Personal information
- Full name: Mark Stewart
- Date of birth: 22 June 1988 (age 37)
- Place of birth: Glasgow, Scotland
- Height: 1.68 m (5 ft 6 in)
- Positions: Winger; striker;

Youth career
- Celtic
- Partick Thistle

Senior career*
- Years: Team / Apps / (Gls)
- 2006–2011: Falkirk / 77 / (19)
- 2007–2008: → Stranraer (loan) / 8 / (6)
- 2011–2012: Bradford City / 12 / (0)
- 2012: → Hamilton Academical (loan) / 13 / (1)
- 2012–2013: Dundee / 15 / (3)
- 2013–2014: Kilmarnock / 4 / (0)
- 2014: Derry City / 12 / (1)
- 2014–2017: Raith Rovers / 93 / (25)
- 2017–2018: Dumbarton / 24 / (2)
- 2018–2019: Stirling Albion / 7 / (1)
- 2019: Stranraer / 9 / (2)

= Mark Stewart (footballer) =

Scottish footballer (born 1988)

Mark Stewart (born 22 June 1988) is a Scottish professional footballer who plays as a striker. A youth player at Celtic and Partick Thistle, he has played for Falkirk, Bradford City, Dundee, Kilmarnock, Derry City, Raith Rovers, Dumbarton, Stirling Albion, Stranraer and Hamilton Academical.

==Career==
===Falkirk===
Born in Glasgow, Stewart played youth football with Celtic and Partick Thistle, and spent his early senior career with Falkirk, where he started his professional football career. In the 2006–07 season, Stewart made one appearance as a substitute in Falkirk's 5–0 Scottish League Cup victory over Cowdenbeath, scoring within two minutes of his professional debut.
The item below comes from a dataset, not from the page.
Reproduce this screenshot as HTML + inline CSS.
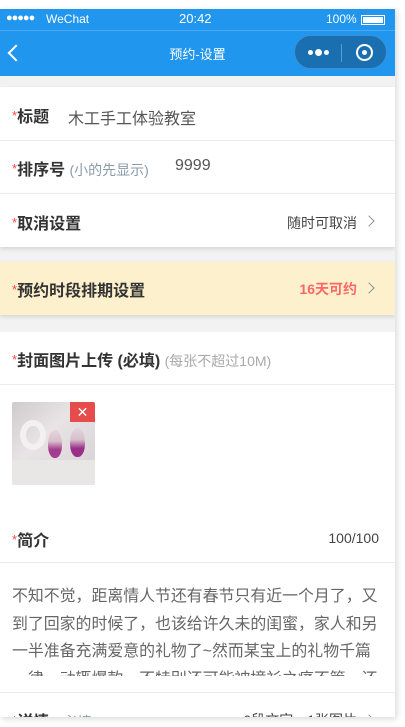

Ahead of the 2007–08 season, Stewart, along with Brian Allison, Scott Arfield and Chris Mitchell impressed manager John Hughes in a pre-season friendly. In early November 2007, Stewart joined Scottish Third Division side Stranraer on a five-week loan. Stewart made eight appearances, scoring six times. Upon his return to Falkirk, Stewart remained on the substitute bench until on 16 February 2008 when he made his debut, coming on as a substitute on 83rd minute for Carl Finnigan, in a 4–0 win over St Mirren. Shortly making his league debut for Falkirk, Stewart continued to remain on the substitute bench towards the end of the season and made two more appearances.

The following season proved to be Stewart's breakthrough. He scored in the second round of the Scottish League Cup in a 3–1 win over Raith Rovers. Stewart then scored his first league goal in a 2–1 loss to Inverness Caledonian Thistle. He continued to play in 26 further games during the season, often playing out of position, scoring once more in the return fixture against Inverness on 21 March 2009 in a 4–0 win.

The 2009–10 season started with Stewart signing a new one-year contract. Upon signing, new manager Eddie May said he wanted Stewart to make an impact ahead of the new season. Stewart was expected to make his Europa League debut against Vaduz in July 2009, but a groin injury prevented him from doing so; eventually, Falkirk were eliminated after losing 2–0 in the second leg. Stewart scored his first goal of the season in a 3–3 draw against Celtic on 9 November 2009. A few weeks later, Stewart soon suffered a groin injury and was unable to play until late January 2010. He scored his second goal of the season on 27 March 2010 in a 3–1 loss to Hibernian. Towards the end of the season, Falkirk were relegated to the Scottish First Division after a draw with Kilmarnock.

After relegation, the club was able to rebuild the squad. Stewart soon become a key player and the club's primary striker. At the end of the 2010–11 season, Stewart was the club's top scorer with 17 goals (including cup competitions), but the club was unable to bounce back to the Scottish Premier League. Stewart was also the division's joint-top scorer (alongside Kris Doolan) with fifteen league goals. During the season, Stewart would score four braces, including in a 4–3 win over Hearts in the last 16 of Scottish League Cup on 21 September 2010.

===Bradford City===
With his Falkirk contract at an end, Stewart signed for English League Two club Bradford City on 1 July 2011, alongside Chris Mitchell. Shortly after the move, Falkirk announced their intention to claim a training and development compensation fee for Stewart, who was under the age of 24, from Bradford. The fee would not be finalised until two years later, and was set by an international FIFA tribunal. Bradford paid Falkirk £213,000.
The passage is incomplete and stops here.